Climate disasters are reshaping housing economics in ways that traditional home pricing models have not yet fully captured. Buyers in flood and wildfire-prone zones face rising insurance premiums, increased maintenance costs, and growing difficulty obtaining coverage. Yet home prices in these vulnerable areas remain stubborn, suggesting the market has not yet priced in the true long-term cost of climate risk.

Insurance carriers are pulling back from high-risk markets. California, Florida, and other states prone to natural disasters have seen insurers exit or raise rates dramatically. Homeowners in these regions now face coverage gaps or premiums that consume 5-10 percent of home values annually. That math makes owning property in these zones materially more expensive than the mortgage alone suggests.

The disconnect persists because home buyers still treat property purchases as long-term wealth builders rather than climate-adjusted investments. Sellers rarely offer discounts even when flood or fire risk is documented. Buyers absorb the higher insurance costs without negotiating lower purchase prices. This behavior reflects both inertia and the reality that financing and insurance markets move faster than psychology.

Mortgage lenders have begun factoring climate risk into underwriting. Some require higher down payments or charge rate premiums in disaster zones. But these adjustments remain inconsistent and have not yet created broad price compression in vulnerable neighborhoods.

The turning point will come when insurance becomes unavailable or unaffordable enough that buyers cannot obtain financing. Federal backup programs like the National Flood Insurance Program (NFIP) provide a safety net, but those programs are underfunded relative to actual risk. If NFIP premiums rise sharply or coverage limits tighten, pricing pressure on vulnerable homes will accelerate.
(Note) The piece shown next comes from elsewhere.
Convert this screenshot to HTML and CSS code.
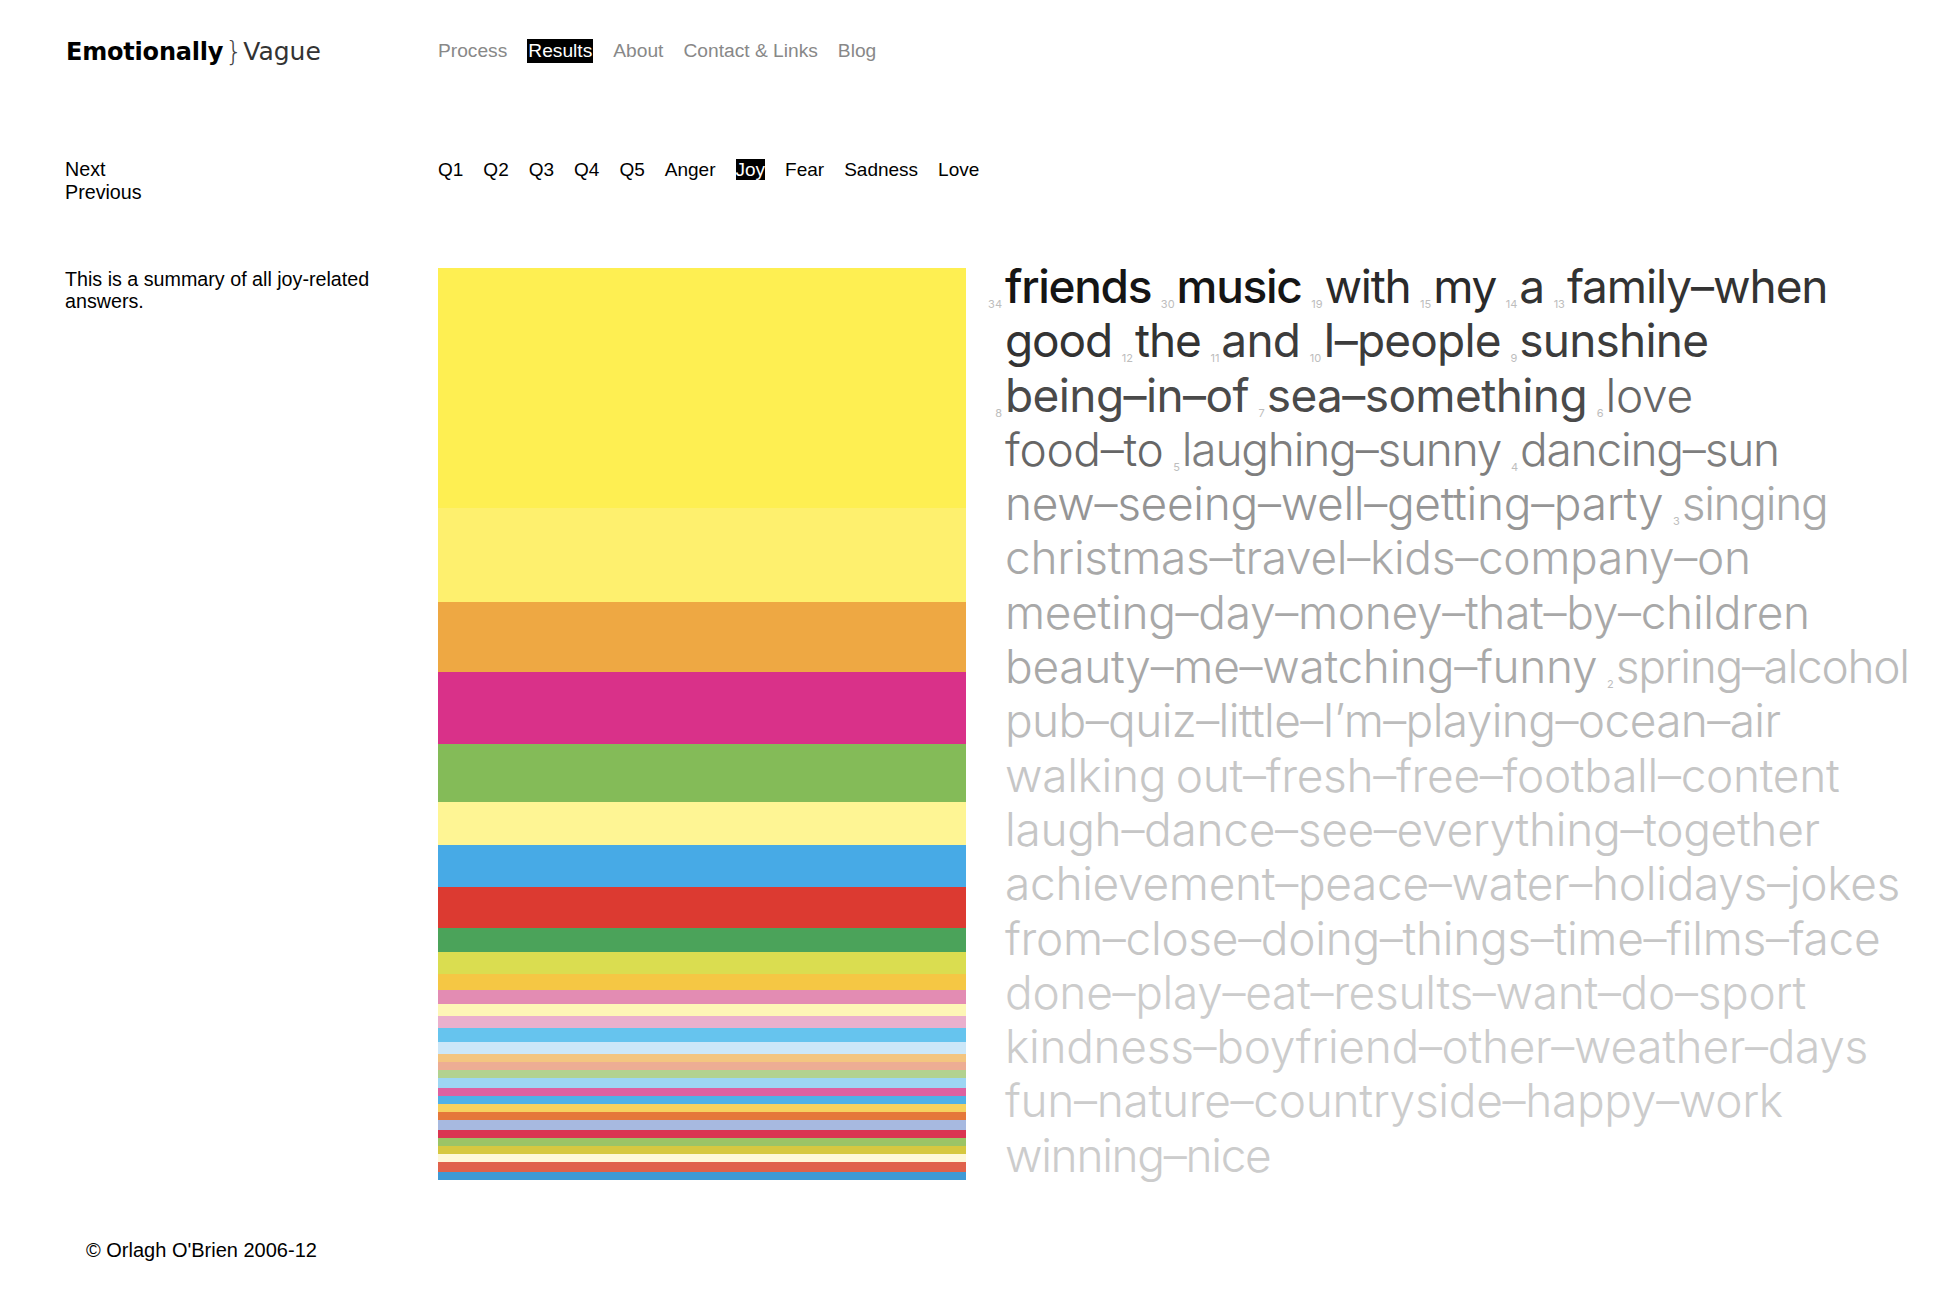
FILE: index.html
```html
<!DOCTYPE html>
<html lang="en">
<head>
<meta charset="utf-8">
<title>Emotionally Vague — Results — Joy</title>
<link rel="stylesheet" href="styles.css">
</head>
<body>
<div class="page">
  <header class="top">
    <div class="logo"><span class="emo">Emotionally</span><span class="brace">}</span><span class="vague">Vague</span></div>
    <nav class="main-nav">
      <a href="#">Process</a>
      <a href="#" class="on">Results</a>
      <a href="#">About</a>
      <a href="#">Contact &amp; Links</a>
      <a href="#">Blog</a>
    </nav>
  </header>

  <div class="sub">
    <div class="pager">
      <a href="#">Next</a>
      <a href="#">Previous</a>
    </div>
    <nav class="sub-nav">
      <a href="#">Q1</a>
      <a href="#">Q2</a>
      <a href="#">Q3</a>
      <a href="#">Q4</a>
      <a href="#">Q5</a>
      <a href="#">Anger</a>
      <a href="#" class="on">Joy</a>
      <a href="#">Fear</a>
      <a href="#">Sadness</a>
      <a href="#">Love</a>
    </nav>
  </div>

  <main class="content">
    <p class="summary">This is a summary of all joy-related answers.</p>

    <div class="chart">
      <span class="band" style="height:240px;background:#FEEF52"></span>
      <span class="band" style="height:94px;background:#FEF06E"></span>
      <span class="band" style="height:70px;background:#EEA843"></span>
      <span class="band" style="height:72px;background:#D93189"></span>
      <span class="band" style="height:58px;background:#84BB58"></span>
      <span class="band" style="height:43px;background:#FEF594"></span>
      <span class="band" style="height:42px;background:#47AAE6"></span>
      <span class="band" style="height:41px;background:#DC3A31"></span>
      <span class="band" style="height:24px;background:#4BA35A"></span>
      <span class="band" style="height:22px;background:#DADD50"></span>
      <span class="band" style="height:16px;background:#F5C744"></span>
      <span class="band" style="height:14px;background:#E38CB3"></span>
      <span class="band" style="height:12px;background:#FDF6B6"></span>
      <span class="band" style="height:12px;background:#EAB0CD"></span>
      <span class="band" style="height:14px;background:#66C4EE"></span>
      <span class="band" style="height:12px;background:#CCE7F8"></span>
      <span class="band" style="height:8px;background:#F3C580"></span>
      <span class="band" style="height:8px;background:#EDAD94"></span>
      <span class="band" style="height:8px;background:#B2D28F"></span>
      <span class="band" style="height:10px;background:#9DD6F3"></span>
      <span class="band" style="height:8px;background:#DE61A0"></span>
      <span class="band" style="height:8px;background:#4FB1E7"></span>
      <span class="band" style="height:8px;background:#F6D25F"></span>
      <span class="band" style="height:8px;background:#E5783A"></span>
      <span class="band" style="height:10px;background:#A7B9E0"></span>
      <span class="band" style="height:8px;background:#DA3452"></span>
      <span class="band" style="height:8px;background:#9BC466"></span>
      <span class="band" style="height:8px;background:#D6C840"></span>
      <span class="band" style="height:8px;background:#FEF8D8"></span>
      <span class="band" style="height:10px;background:#E0624B"></span>
      <span class="band" style="height:8px;background:#3F9AD6"></span>
    </div>

    <div class="cloud">
      <div class="line"><span class="n hang">34</span><span class="w t0">friends</span> <span class="n">30</span><span class="w t0">music</span> <span class="n">19</span><span class="w t1">with</span> <span class="n">15</span><span class="w t1">my</span> <span class="n">14</span><span class="w t2">a</span> <span class="n">13</span><span class="w t2">family–when</span></div>
      <div class="line"><span class="w t2">good</span> <span class="n">12</span><span class="w t2">the</span> <span class="n">11</span><span class="w t3">and</span> <span class="n">10</span><span class="w t3">I–people</span> <span class="n">9</span><span class="w t3">sunshine</span></div>
      <div class="line"><span class="n hang">8</span><span class="w t4">being–in–of</span> <span class="n">7</span><span class="w t4">sea–something</span> <span class="n">6</span><span class="w t5">love</span></div>
      <div class="line"><span class="w t5">food–to</span> <span class="n">5</span><span class="w t6">laughing–sunny</span> <span class="n">4</span><span class="w t6">dancing–sun</span></div>
      <div class="line"><span class="w t7">new–seeing–well–getting–party</span> <span class="n">3</span><span class="w t8 tight">singing</span></div>
      <div class="line"><span class="w t8">christmas–travel–kids–company–on</span></div>
      <div class="line"><span class="w t8">meeting–day–money–that–by–children</span></div>
      <div class="line"><span class="w t8">beauty–me–watching–funny</span> <span class="n">2</span><span class="w t9 tight">spring–alcohol</span></div>
      <div class="line"><span class="w t9">pub–quiz–little–I’m–playing–ocean–air</span></div>
      <div class="line"><span class="w t10">walking out–fresh–free–football–content</span></div>
      <div class="line"><span class="w t10">laugh–dance–see–everything–together</span></div>
      <div class="line"><span class="w t10">achievement–peace–water–holidays–jokes</span></div>
      <div class="line"><span class="w t10">from–close–doing–things–time–films–face</span></div>
      <div class="line"><span class="w t11">done–play–eat–results–want–do–sport</span></div>
      <div class="line"><span class="w t11">kindness–boyfriend–other–weather–days</span></div>
      <div class="line"><span class="w t11">fun–nature–countryside–happy–work</span></div>
      <div class="line"><span class="w t11 tight">winning–nice</span></div>
    </div>
  </main>

  <footer class="foot">© Orlagh O'Brien 2006-12</footer>
</div>
</body>
</html>
```

FILE: styles.css
```css
html, body {
  margin: 0;
  padding: 0;
  background: #fff;
}

body {
  font-family: "Liberation Sans", Arial, sans-serif;
  font-size: 19.7px;
  color: #000;
}

a {
  color: inherit;
  text-decoration: none;
}

.page {
  padding-left: 65px;
  width: 1869px;
}

/* ---------- header ---------- */
.top {
  display: flex;
  align-items: center;
  padding-top: 39px;
  height: 24px;
}

.logo {
  width: 372px;
  padding-left: 1px;
  font-family: "DejaVu Sans", sans-serif;
  font-size: 24px;
  line-height: 24px;
  white-space: nowrap;
  letter-spacing: -0.2px;
}

.emo {
  font-weight: bold;
  color: #000;
}

.brace {
  font-weight: 200;
  color: #444;
  font-size: 27px;
  margin: 0 1px 0 2px;
}

.vague {
  color: #333;
  font-size: 25px;
  letter-spacing: 0;
}

.main-nav {
  display: flex;
  gap: 20px;
  color: #888;
  line-height: 24px;
  font-size: 19.2px;
}

.main-nav .on {
  background: #000;
  color: #fff;
  padding: 0 1px;
}

/* ---------- sub navigation ---------- */
.sub {
  display: flex;
  margin-top: 95px;
}

.pager {
  width: 373px;
  display: flex;
  flex-direction: column;
  line-height: 23px;
}

.sub-nav {
  display: flex;
  align-items: flex-start;
  gap: 20px;
  line-height: 23px;
  font-size: 19px;
}

.sub-nav .on {
  background: #000;
  color: #fff;
  padding: 0;
  line-height: 21px;
  margin-top: 1px;
}

/* ---------- content ---------- */
.content {
  display: flex;
  align-items: flex-start;
  margin-top: 64px;
}

.summary {
  width: 340px;
  margin: 0 33px 0 0;
  line-height: 22px;
}

.chart {
  width: 528px;
  flex-shrink: 0;
  display: flex;
  flex-direction: column;
}

.band {
  display: block;
}

.cloud {
  margin-left: 39px;
  margin-top: -9px;
  font-family: Inter, "Noto Sans", sans-serif;
  font-size: 46px;
  line-height: 54.3px;
  font-weight: 300;
  white-space: nowrap;
  letter-spacing: -0.3px;
  word-spacing: -3px;
}

.line {
  height: 54.3px;
}

.n {
  font-size: 11px;
  font-weight: 400;
  color: #bdbdbd;
  letter-spacing: 0;
  word-spacing: 0;
  margin-right: 2px;
  vertical-align: -5px;
}

.n.hang {
  display: inline-block;
  width: 14px;
  margin-left: -17px;
  margin-right: 3px;
  text-align: right;
  line-height: 11px;
}

.t0  { color: #151515; font-weight: 500; letter-spacing: -1.3px; }
.t1  { color: #2a2a2a; font-weight: 400; letter-spacing: -1.3px; }
.t2  { color: #333; font-weight: 400; letter-spacing: -1.1px; }
.t3  { color: #3c3c3c; font-weight: 400; letter-spacing: -0.8px; }
.t4  { color: #4a4a4a; font-weight: 400; letter-spacing: -0.6px; }
.t5  { color: #666; }
.t6  { color: #7e7e7e; letter-spacing: -1.2px; }
.t7  { color: #959595; }
.t8  { color: #a8a8a8; }
.t9  { color: #bcbcbc; letter-spacing: -0.6px; }
.t10 { color: #c6c6c6; }
.t11 { color: #cccccc; }

.w.tight { letter-spacing: -1.3px; }

/* ---------- footer ---------- */
.foot {
  margin-top: 57px;
  padding-left: 21px;
  font-size: 20px;
  line-height: 22px;
}
```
Another catalyst is generational turnover. Younger buyers weighted toward renting in urban centers may show less appetite for climate-exposed suburban properties. Institutional investors already factor climate risk into valuations. As wealth transfers and demographics shift, discount pressure on vulnerable markets could intensify.

For now, the mismatch between climate risk and home prices persists. Sellers hold firm. Buyers rationalize. Insurance companies absorb losses or exit. Eventually, one of these actors will force the conversation. When insurance truly becomes unavailable, prices adjust.